Tiffany circulates petition to break up school district
Friday, April 21, 2000 | 11:37 a.m.
Assemblywoman Sandra Tiffany, R-Henderson, hasn't given up on her quest to deconstruct the Clark County School District.
She is circulating an initiative petition asking the Legislature to change the law regarding school districts. The petition asks that the one county, one school district law be changed to allow a city with a population of 125,000 or more to petition its county to create its own school district.
If the law is changed, Henderson would be in a position to break away from the Clark County School District and create its own district. The school district, with an enrollment of more than 217,000 students, is criticized by some people, including Tiffany, as being too big to be efficient.
Tiffany pitched her petition Thursday before about 90 people at a Henderson Chamber of Commerce lunch at Wildhorse Golf Club.
State law requires almost 45,000 signatures -- or 10 percent of the registered voters in 13 of Nevada's 17 counties -- to put the petition before the Legislature.

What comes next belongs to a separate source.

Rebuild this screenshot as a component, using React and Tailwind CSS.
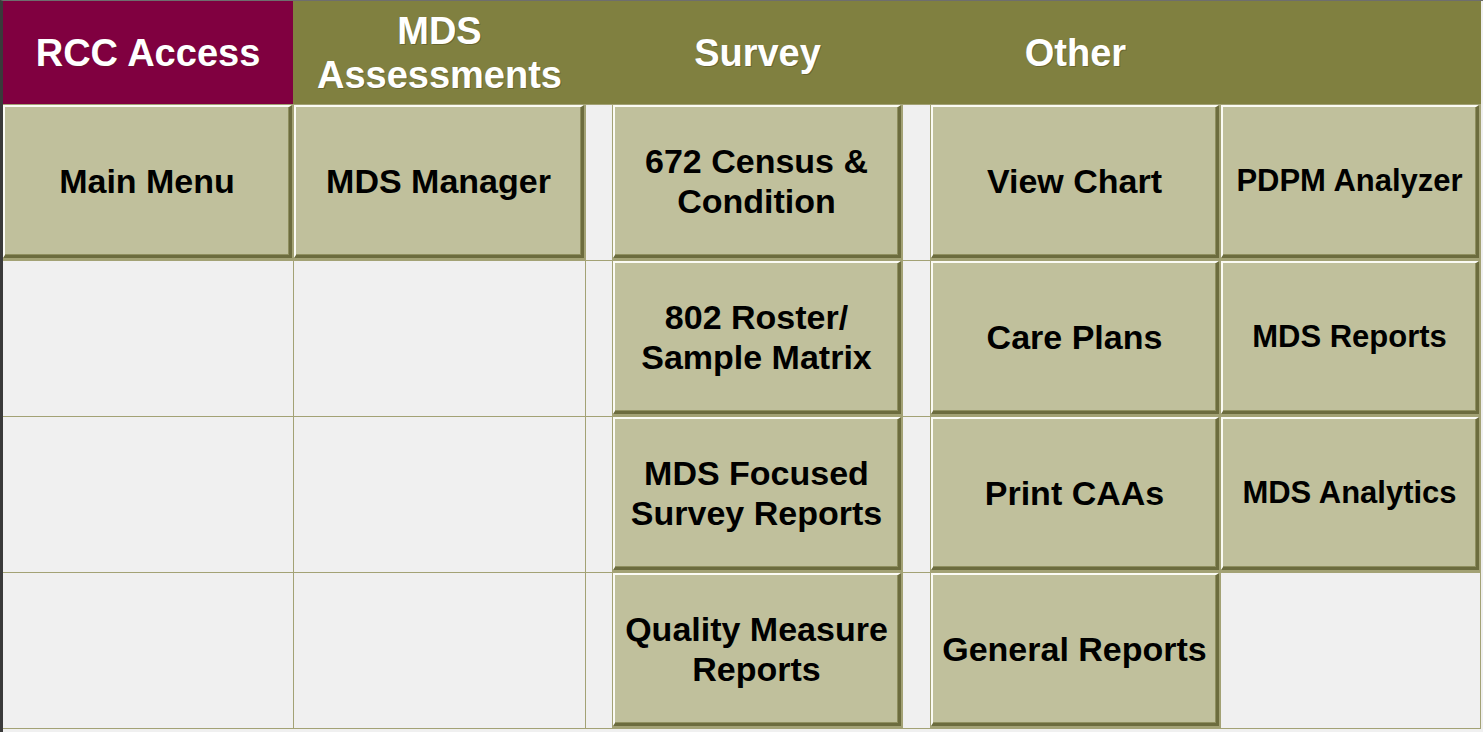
import React from "react";

const F = { fontFamily: '"Liberation Sans", Arial, sans-serif' };

function Btn({ children, small }) {
  return (
    <div className="pr-px pb-[2px] h-full">
      <div
        className={
          "h-full w-full flex items-center justify-center text-center font-bold text-black bg-[#c0c09c] border-t-2 border-l-2 border-r-[3px] border-b-[3px] border-t-[#fbfbf4] border-l-[#fbfbf4] border-r-[#6c6c3e] border-b-[#6c6c3e] shadow-[inset_-1px_-1px_0_#8f8f5f] " +
          (small ? "text-[31px] leading-[38px]" : "text-[34px] leading-[40px]")
        }
      >
        <div>{children}</div>
      </div>
    </div>
  );
}

function Empty() {
  return <div className="bg-[#f0f0f0] h-full" />;
}

function H({ children, maroon }) {
  return (
    <div
      className={
        "flex items-center justify-center text-center font-bold text-white text-[38px] leading-[44px] [text-shadow:1px_1px_0_rgba(60,50,20,0.35)] " +
        (maroon ? "bg-[#800040]" : "bg-[#808040]")
      }
    >
      <div>{children}</div>
    </div>
  );
}

export default function App() {
  const cols = "grid grid-cols-[290px_291px_26px_289px_27px_289px_259px] gap-px";
  return (
    <div
      style={F}
      className="w-[1483px] h-[732px] bg-[#f0f0f0] border-l-[3px] border-l-[#3a3a3a] border-t border-t-[#6e6e6e] overflow-hidden"
    >
      <div className={cols + " h-[103px] w-[1478px] bg-[#808040]"}>
        <H maroon>RCC Access</H>
        <H>
          MDS
          <br />
          Assessments
        </H>
        <H />
        <H>Survey</H>
        <H />
        <H>Other</H>
        <H />
      </div>
      <div className={cols + " grid-rows-[155px_155px_155px_155px] w-[1478px] bg-[#a3a275] pt-px pr-px pb-px"}>
        <Btn>Main Menu</Btn>
        <Btn>MDS Manager</Btn>
        <Empty />
        <Btn>
          672 Census &amp;
          <br />
          Condition
        </Btn>
        <Empty />
        <Btn>View Chart</Btn>
        <Btn small>PDPM Analyzer</Btn>

        <Empty />
        <Empty />
        <Empty />
        <Btn>
          802 Roster/
          <br />
          Sample Matrix
        </Btn>
        <Empty />
        <Btn>Care Plans</Btn>
        <Btn small>MDS Reports</Btn>

        <Empty />
        <Empty />
        <Empty />
        <Btn>
          MDS Focused
          <br />
          Survey Reports
        </Btn>
        <Empty />
        <Btn>Print CAAs</Btn>
        <Btn small>MDS Analytics</Btn>

        <Empty />
        <Empty />
        <Empty />
        <Btn>
          Quality Measure
          <br />
          Reports
        </Btn>
        <Empty />
        <Btn>General Reports</Btn>
        <Empty />
      </div>
    </div>
  );
}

If that push is successful and the law is changed by the Legislature, it would take another 125,000 names from Clark County voters on a separate petition to put the matter on the ballot for popular vote in Clark County.

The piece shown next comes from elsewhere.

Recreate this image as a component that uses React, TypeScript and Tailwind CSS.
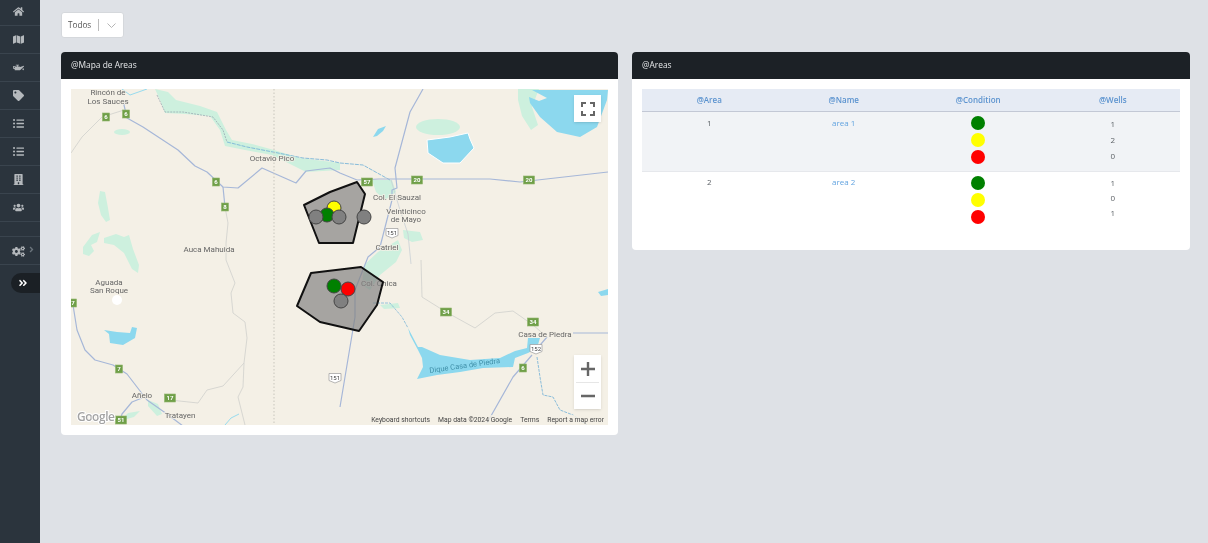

Some audience members agreed to circulate Tiffany's petition after the state representative chronicled her version of the current district's shortcomings.
" I've always felt the school district is way too big and way too unyielding," said Tonya Brum, a 26-year Las Vegas resident, as she accepted some blank petitions from Tiffany after the presentation. "This is not Manhattan, for crying out loud."

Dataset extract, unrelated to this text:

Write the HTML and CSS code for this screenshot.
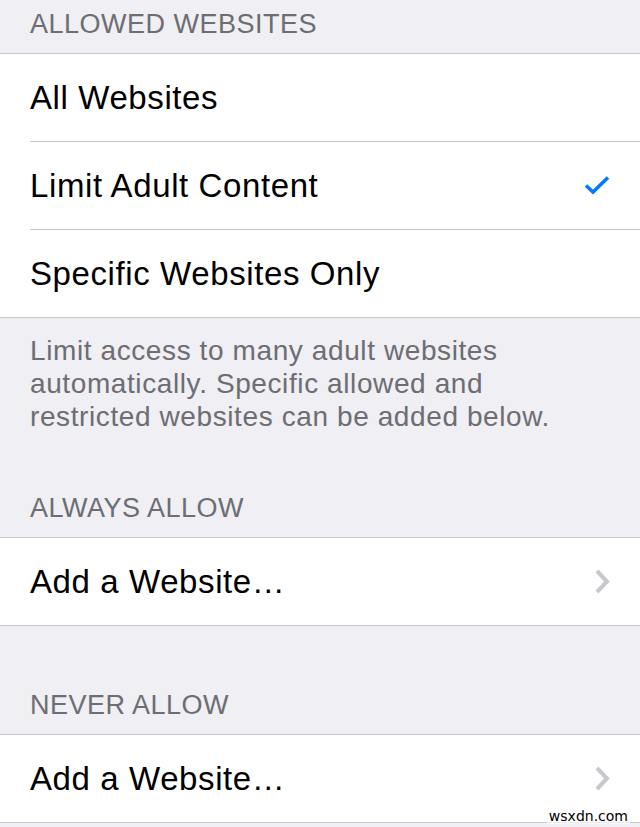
FILE: index.html
```html
<!DOCTYPE html>
<html>
<head>
<meta charset="utf-8">
<link rel="stylesheet" href="styles.css">
</head>
<body>
<div class="screen">
  <div class="section-header first">ALLOWED WEBSITES</div>
  <div class="group">
    <div class="row"><span class="label">All Websites</span></div>
    <div class="row"><span class="label">Limit Adult Content</span>
      <svg class="check" width="28" height="22" viewBox="0 0 28 22"><polyline points="3,10.5 10,17 25,2.5" fill="none" stroke="#007aff" stroke-width="3.6" stroke-linecap="butt" stroke-linejoin="miter"/></svg>
    </div>
    <div class="row"><span class="label">Specific Websites Only</span></div>
  </div>
  <div class="footer">Limit access to many adult websites<br>automatically. Specific allowed and<br>restricted websites can be added below.</div>
  <div class="section-header after-footer">ALWAYS ALLOW</div>
  <div class="group">
    <div class="row"><span class="label">Add a Website…</span>
      <svg class="chev" width="18" height="28" viewBox="0 0 18 28"><polyline points="3,3 13,13.5 3,24" fill="none" stroke="#c7c7cc" stroke-width="4"/></svg>
    </div>
  </div>
  <div class="section-header after-group">NEVER ALLOW</div>
  <div class="group">
    <div class="row"><span class="label">Add a Website…</span>
      <svg class="chev" width="18" height="28" viewBox="0 0 18 28"><polyline points="3,3 13,13.5 3,24" fill="none" stroke="#c7c7cc" stroke-width="4"/></svg>
    </div>
  </div>
  <div class="watermark">wsxdn.com</div>
</div>
</body>
</html>
```

FILE: styles.css
```css
* { box-sizing: border-box; }
html, body {
  margin: 0;
  padding: 0;
  background: #efeff4;
}
.screen {
  position: relative;
  width: 640px;
  height: 827px;
  overflow: hidden;
  font-family: "Liberation Sans", Arial, sans-serif;
  background: #efeff4;
}
.section-header {
  font-size: 27px;
  line-height: 28px;
  letter-spacing: 0.5px;
  color: #6d6d72;
  padding: 0 30px 15px 30px;
}
.section-header.first { padding-top: 10px; }
.section-header.after-footer { padding-top: 61px; }
.section-header.after-group { padding-top: 65px; }
.group {
  background: #fff;
  border-top: 1px solid #c8c7cc;
  border-bottom: 1px solid #c8c7cc;
}
.row {
  margin-left: 30px;
  padding-right: 30px;
  height: 88px;
  border-bottom: 1px solid #c8c7cc;
  display: flex;
  align-items: center;
  justify-content: space-between;
}
.row:last-child {
  border-bottom: none;
  height: 87px;
}
.label {
  font-size: 33px;
  line-height: 87px;
  letter-spacing: 0.6px;
  color: #000;
}
.check { margin-right: -1px; margin-top: 1px; }
.chev { margin-right: -2px; }
.footer {
  font-size: 28px;
  line-height: 33px;
  letter-spacing: 0.6px;
  color: #6d6d72;
  padding: 16px 30px 0 30px;
}
.watermark {
  position: absolute;
  right: 10px;
  bottom: 3px;
  font-family: "DejaVu Sans", sans-serif;
  font-size: 14px;
  line-height: 16px;
  color: #000;
  background: rgba(255,255,255,0.6);
  padding: 0 2px;
}
```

Larry Ryan, another Las Vegas resident, heard Tiffany's message for the first time on Thursday.
"This is the next best thing to making a new county" out of Henderson, Ryan said.
Critics, such as Las Vegas Mayor Oscar Goodman, have warned that Tiffany's plan would create, "a terrible rift between rich and poor."
But Tiffany defended her proposal, insisting that any new school districts would be funded by an existing, equitable state formula that allows more money per student in poorer districts.
"Any inequity would be the responsibility of the School Board," not the state, Tiffany said.